Oakville is a small town on the edge of Lake Ontario and, although it is within the “The Golden Horseshoe” (being an area of dense population and industries stretching from Toronto to Hamilton), it has endeavored to maintain a small “olde towne” image which it has done with moderate success.
The result of the lakeside, and the image, has provided consistent tourism business over the warmer months. For the tourists, and for Ray, it means outdoor patios serving ice cream, gelato, baked goods etc.
Ray has always been highly food motivated and, when passing a café or restaurant, he has no reservations whatsoever about stopping and staring at the people behind the glass window who are trying to have an undisturbed meal*. Sometimes the customers are clearly amused so we let Ray do his eye contact thing but, at other times, it is just more appropriate to coax him past the window.

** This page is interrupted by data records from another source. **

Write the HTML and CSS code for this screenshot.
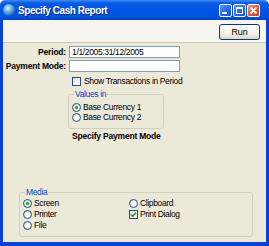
FILE: index.html
```html
<!DOCTYPE html>
<html lang="en">
  <head>
    <meta charset="UTF-8">
    <title>Specify Cash Report</title>
    <link rel="stylesheet" href="styles.css">
  </head>
  <body>
    <div class="window">
      <div class="titlebar">
        <span class="app-icon"></span>
        <span class="title">Specify Cash Report</span>
        <div class="caption-buttons">
          <span class="cap-btn">
            <svg width="13" height="13" viewBox="0 0 13 13"><rect x="3" y="8" width="5" height="2" fill="#fff"/></svg>
          </span>
          <span class="cap-btn">
            <svg width="13" height="13" viewBox="0 0 13 13"><rect x="3.5" y="3.5" width="6" height="6" fill="none" stroke="#fff" stroke-width="1"/><rect x="3" y="3" width="7" height="2" fill="#fff"/></svg>
          </span>
          <span class="cap-btn close">
            <svg width="13" height="13" viewBox="0 0 13 13"><path d="M3.5 3.5 L9.5 9.5 M9.5 3.5 L3.5 9.5" stroke="#fff" stroke-width="1.8"/></svg>
          </span>
        </div>
      </div>

      <div class="frame">
        <div class="toolbar">
          <button class="run">Run</button>
        </div>

        <div class="content">
          <div class="form">
            <label>Period:</label>
            <div class="field">1/1/2005:31/12/2005</div>
            <label>Payment Mode:</label>
            <div class="field"></div>
          </div>

          <div class="check-row">
            <span class="checkbox"></span>
            <span>Show Transactions in Period</span>
          </div>

          <fieldset class="group values">
            <legend>Values in</legend>
            <div class="option"><span class="radio checked"></span>Base Currency 1</div>
            <div class="option"><span class="radio"></span>Base Currency 2</div>
          </fieldset>

          <div class="section-title">Specify Payment Mode</div>

          <fieldset class="group media">
            <legend>Media</legend>
            <div class="media-grid">
              <div class="option"><span class="radio checked"></span>Screen</div>
              <div class="option"><span class="radio"></span>Clipboard</div>
              <div class="option"><span class="radio"></span>Printer</div>
              <div class="option">
                <span class="checkbox">
                  <svg width="7" height="7" viewBox="0 0 7 7"><path d="M1 3.5 L2.8 5.3 L6 1.5" fill="none" stroke="#21a121" stroke-width="1.6"/></svg>
                </span>Print Dialog
              </div>
              <div class="option"><span class="radio"></span>File</div>
            </div>
          </fieldset>
        </div>
      </div>
    </div>
  </body>
</html>
```

FILE: styles.css
```css
* {
  box-sizing: border-box;
}

body {
  margin: 0;
  font-family: "Liberation Sans", Arial, sans-serif;
  font-size: 8.5px;
  letter-spacing: -0.35px;
  color: #000;
}

.window {
  width: 269px;
  height: 246px;
  display: flex;
  flex-direction: column;
}

.titlebar {
  height: 20px;
  display: flex;
  align-items: center;
  padding: 0 0 0 3px;
  background: linear-gradient(#3d8ef7 0%, #0a5ae6 15%, #0055e5 50%, #0052dd 85%, #003ec0 100%);
  border-radius: 5px 5px 0 0;
}

.app-icon {
  width: 12px;
  height: 12px;
  border-radius: 50%;
  background: radial-gradient(circle at 40% 35%, #d8f0ff 0%, #5aa8e8 40%, #1a5fb0 75%, #0b3f86 100%);
  margin-right: 3px;
}

.title {
  color: #fff;
  font-weight: bold;
  font-size: 10px;
  letter-spacing: -0.45px;
  text-shadow: 1px 1px 0 #0a2a8a;
}

.caption-buttons {
  margin-left: auto;
  margin-right: 9px;
  display: flex;
  gap: 1px;
}

.cap-btn {
  width: 13px;
  height: 13px;
  display: block;
  border: 1px solid #fff;
  border-radius: 2px;
  background: linear-gradient(135deg, #5a96f8 0%, #2a6ef0 50%, #1450d8 100%);
}

.cap-btn svg {
  display: block;
  margin: -1px;
}

.cap-btn.close {
  background: linear-gradient(135deg, #f0a080 0%, #e05a30 50%, #c8401c 100%);
}

.frame {
  flex: 1;
  display: flex;
  flex-direction: column;
  border-left: 3px solid #0841d4;
  border-right: 3px solid #0841d4;
  border-bottom: 4px solid #0841d4;
  background: #ece9d8;
}

.toolbar {
  height: 23px;
  display: flex;
  justify-content: flex-end;
  align-items: center;
  padding-right: 6px;
  background: #f6f5f0;
  border-bottom: 1px solid #c9c6b6;
}

.run {
  width: 41px;
  height: 16px;
  margin-top: 2px;
  padding: 0;
  font-family: inherit;
  font-size: 9px;
  letter-spacing: -0.2px;
  color: #000;
  border: 1px solid #003c74;
  border-radius: 3px;
  background: linear-gradient(#ffffff 0%, #f4f3ee 60%, #dcd8c8 100%);
}

.content {
  flex: 1;
  display: flex;
  flex-direction: column;
  padding-bottom: 5px;
}

.form {
  display: grid;
  grid-template-columns: 63px 111px;
  column-gap: 3px;
  row-gap: 2px;
  margin-top: 3px;
}

.form label {
  text-align: right;
  font-weight: bold;
  letter-spacing: -0.2px;
  white-space: nowrap;
  line-height: 12px;
}

.field {
  height: 12px;
  line-height: 10px;
  padding: 0 2px;
  background: #fff;
  border: 1px solid #7f9db9;
}

.check-row {
  display: flex;
  align-items: center;
  gap: 3px;
  margin: 4px 0 0 69px;
  height: 10px;
}

.checkbox {
  width: 9px;
  height: 9px;
  flex: none;
  display: flex;
  align-items: center;
  justify-content: center;
  border: 1px solid #1c5180;
  background: linear-gradient(135deg, #dcdad0 0%, #f5f5f1 60%, #fff 100%);
}

.group {
  margin: 0;
  border: 1px solid #d0d0bf;
  border-radius: 3px;
}

.group legend {
  color: #0046d5;
  padding: 0 1px;
  line-height: 9px;
  margin-left: 2px;
}

.values {
  width: 96px;
  margin: 4px 0 0 65px;
  padding: 3px 0 6px 3px;
}

.option {
  display: flex;
  align-items: center;
  gap: 2px;
  height: 10px;
}

.radio {
  width: 9px;
  height: 9px;
  flex: none;
  border: 1px solid #1c5180;
  border-radius: 50%;
  background: radial-gradient(circle at 65% 65%, #fff 0%, #f2f1ea 50%, #d6d3c4 100%);
  display: flex;
  align-items: center;
  justify-content: center;
}

.radio.checked::after {
  content: "";
  width: 3px;
  height: 3px;
  border-radius: 50%;
  background: #21a121;
  box-shadow: 0 0 1px #5fd25f;
}

.section-title {
  font-weight: bold;
  letter-spacing: -0.2px;
  margin: 2px 0 0 69px;
  line-height: 11px;
}

.media {
  margin: auto 0 0 16px;
  width: 234px;
  padding: 1px 0 5px 3px;
}

.media-grid {
  display: grid;
  grid-template-columns: 106px 1fr;
  grid-auto-rows: 11px;
}
```
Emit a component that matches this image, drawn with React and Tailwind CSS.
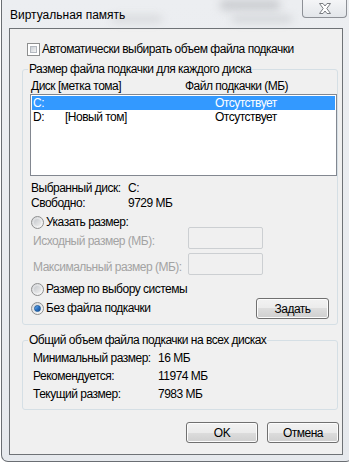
import React from "react";

const font = { fontFamily: '"Liberation Sans", Arial, sans-serif' };

function Checkbox() {
  return (
    <div className="w-[13px] h-[13px] border border-[#8e8f8f] bg-white p-[2px] shrink-0">
      <div className="w-full h-full border border-[#b4b9c0] bg-gradient-to-br from-[#cbd0d6] to-[#f4f4f4]" />
    </div>
  );
}

function Radio({ checked }) {
  return (
    <div className="w-[13px] h-[13px] rounded-full border border-[#8e8f8f] bg-gradient-to-br from-[#d4d6d9] to-[#fbfbfb] flex items-center justify-center shrink-0">
      {checked ? (
        <div className="w-[7px] h-[7px] rounded-full bg-gradient-to-br from-[#7ab8ee] via-[#2d75c7] to-[#144e91] border border-[#1c5a9c]" />
      ) : (
        <div className="w-[7px] h-[7px] rounded-full bg-gradient-to-br from-[#c6c9cd] to-[#eeeeee]" />
      )}
    </div>
  );
}

function Button({ children, w }) {
  return (
    <div
      className={`${w} h-[21px] rounded-[3px] border border-[#707070] flex items-center justify-center text-[12px] text-black bg-[linear-gradient(#f2f2f2_0%,#ebebeb_50%,#dddddd_50%,#cfcfcf_100%)] shadow-[inset_0_0_0_1px_#fcfcfc]`}
    >
      {children}
    </div>
  );
}

export default function App() {
  return (
    <div className="w-[349px] h-[464px] overflow-hidden bg-white whitespace-nowrap" style={font}>
      <div className="ml-[1px] w-[352px] h-[462px] rounded-b-[7px] border-x border-b border-[#6a6e73] bg-[linear-gradient(180deg,#eceef1_0%,#e6e9ed_100%)] flex flex-col">
        {/* Title bar */}
        <div className="h-[28px] shrink-0 flex items-start justify-between relative">
          <div className="pl-[8px] pt-[7px] text-[12px] leading-[16px] text-black relative z-10">Виртуальная память</div>
          <div className="absolute left-[218px] top-[0px] w-[60px] h-[10px] bg-[#c9cbcf] blur-[4px] rounded" />
          <div className="absolute left-[110px] top-[16px] w-[50px] h-[6px] bg-[#d3d5d8] blur-[4px] rounded" />
          <div className="absolute left-[230px] top-[16px] w-[60px] h-[6px] bg-[#cdd0d3] blur-[4px] rounded" />
          <div className="mr-[5px] w-[45px] h-[18px] rounded-b-[4px] border-x border-b border-[#8d9096] bg-[linear-gradient(#f4f5f7,#e3e6ea)] flex items-center justify-center relative">
            <svg width="14" height="11" viewBox="0 0 14 11">
              <path
                d="M1.5 0.5 H5 L7 3 L9 0.5 H12.5 L8.8 5.5 L12.5 10.5 H9 L7 8 L5 10.5 H1.5 L5.2 5.5 Z"
                fill="#ffffff"
                stroke="#7a7d82"
                strokeWidth="1"
                strokeLinejoin="round"
              />
            </svg>
          </div>
        </div>

        {/* Client area */}
        <div className="ml-[7px] w-[334px] h-[427px] shrink-0 border border-[#6e7276] bg-[#f0f0f0] flex flex-col text-[12px] tracking-[-0.5px] text-black">
          {/* Checkbox row */}
          <div className="mt-[14px] ml-[17px] flex items-center gap-[2px] h-[13px]">
            <Checkbox />
            <span className="leading-[13px]">Автоматически выбирать объем файла подкачки</span>
          </div>

          {/* Group 1 */}
          <fieldset className="mt-[6px] ml-[12px] w-[316px] border border-[#d5dfe5] rounded-[3px] pb-[5px]">
            <legend className="ml-[5px] px-[1px] leading-[14px]">Размер файла подкачки для каждого диска</legend>
            <div className="mt-[3px] flex leading-[14px] h-[14px]">
              <span className="ml-[8px] w-[154px]">Диск [метка тома]</span>
              <span>Файл подкачки (МБ)</span>
            </div>
            <div className="mt-[1px] ml-[7px] w-[307px] h-[82px] border border-[#828790] bg-white px-[1px] pt-[1px]">
              <div className="h-[14px] bg-[#3399ff] text-white flex items-center leading-[14px]">
                <span className="ml-[1px] w-[182px]">C:</span>
                <span>Отсутствует</span>
              </div>
              <div className="h-[14px] flex items-center leading-[14px]">
                <span className="ml-[1px] w-[32px]">D:</span>
                <span className="w-[150px]">[Новый том]</span>
                <span>Отсутствует</span>
              </div>
            </div>

            <div className="mt-[5px] ml-[8px] flex leading-[15px]">
              <span className="w-[97px]">Выбранный диск:</span>
              <span>C:</span>
            </div>
            <div className="ml-[8px] flex leading-[15px]">
              <span className="w-[97px]">Свободно:</span>
              <span>9729 МБ</span>
            </div>

            <div className="mt-[5px] ml-[8px] flex items-center gap-[2px] h-[13px]">
              <Radio />
              <span className="leading-[13px]">Указать размер:</span>
            </div>

            <div className="mt-[-2px] ml-[10px] flex items-start">
              <span className="w-[155px] mt-[7px] leading-[14px] text-[#a3a3a3]">Исходный размер (МБ):</span>
              <div className="w-[75px] h-[22px] rounded-[2px] border border-[#cccfd2] bg-[#f0f0f0]" />
            </div>
            <div className="mt-[4px] ml-[10px] flex items-start">
              <span className="w-[155px] mt-[7px] leading-[14px] text-[#a3a3a3]">Максимальный размер (МБ):</span>
              <div className="w-[75px] h-[22px] rounded-[2px] border border-[#cccfd2] bg-[#f0f0f0]" />
            </div>

            <div className="mt-[8px] ml-[8px] flex items-center gap-[2px] h-[13px]">
              <Radio />
              <span className="leading-[13px]">Размер по выбору системы</span>
            </div>
            <div className="mt-[2px] ml-[8px] flex items-center h-[21px]">
              <div className="flex items-center gap-[2px] w-[225px]">
                <Radio checked />
                <span className="leading-[13px]">Без файла подкачки</span>
              </div>
              <Button w="w-[73px]">Задать</Button>
            </div>
          </fieldset>

          {/* Group 2 */}
          <fieldset className="mt-[8px] ml-[12px] w-[316px] border border-[#d5dfe5] rounded-[3px] pb-[6px]">
            <legend className="ml-[5px] px-[1px] leading-[14px]">Общий объем файла подкачки на всех дисках</legend>
            <div className="mt-[2px] ml-[10px] flex leading-[18px]">
              <span className="w-[125px]">Минимальный размер:</span>
              <span>16 МБ</span>
            </div>
            <div className="ml-[10px] flex leading-[18px]">
              <span className="w-[125px]">Рекомендуется:</span>
              <span>11974 МБ</span>
            </div>
            <div className="ml-[10px] flex leading-[18px]">
              <span className="w-[125px]">Текущий размер:</span>
              <span>7983 МБ</span>
            </div>
          </fieldset>

          <div className="mt-[12px] ml-[176px] flex gap-[9px]">
            <Button w="w-[72px]">OK</Button>
            <Button w="w-[72px]">Отмена</Button>
          </div>
        </div>
      </div>
    </div>
  );
}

As much progress as Ray has made over the past two years, and we are certainly thrilled with what he has achieved, he has developed a disconcerting habit regarding treats. He was trained to be comfortable with other dogs by simply making the association that dogs mean treats. The same concept was used for meeting people.
With dogs, he knows the routine. See dog ….. look up at “peeps” ….. get treat! With people it can get complicated because often the people, unlike the dogs, have treats to give him. When we give him a treat, he knows from our body language whether any more are likely to come. He knows from experience that barking gets him nothing from us, except to be ignored. Unfortunately, he has not applied the same rationale to other people and we have had a few incidents where he has “woofed” at somebody because no more treats seemed to be forthcoming! It seemed to be a very definitive “I want another treat!”
Now imagine the sleepy town of Oakville, on a warm Sunday afternoon. People are milling around, looking in windows of souvenir stores. Cafes and restaurants have their sidewalk patios open, and the gelato and ice cream stores are doing a wonderful business. Now let us introduce a 75lb Shepherd/Rotti, who would do pretty much anything for food, into the picture!
For Ray, this is not a problem because anything that is being served, or otherwise being eaten outside, is fair game to be shared with him. He makes that perspective very clear as he eyeballs (e.g.) some innocent person’s gelato. As long as that person ignores him, there are no expected problems however, if they give him any attention, then the process of intimidation starts and becomes an issue because when Ray “woofs” in these circumstances, it is a very commanding “WOOF”! People tend to recoil. We really don’t want Ray to capitalize on that reaction, nor do we want him to get nervous around people again because of such reaction.
The solution is to watch his body language very carefully. If somebody offers him a treat and then wants to talk about him, which is often the case (during which time Ray is being ignored), our first clue is his unblinking and fixed eye contact. This is a good time to distract him.
He will generally take a relaxed sit position when expecting a treat but, in this scenario, his sitting pose will become rigid. If we missed the first clue, then this may well be our last chance to intervene. So far this approach seems to be working so as at today, and until Ray changes the rules once again, we believe that we are still in control!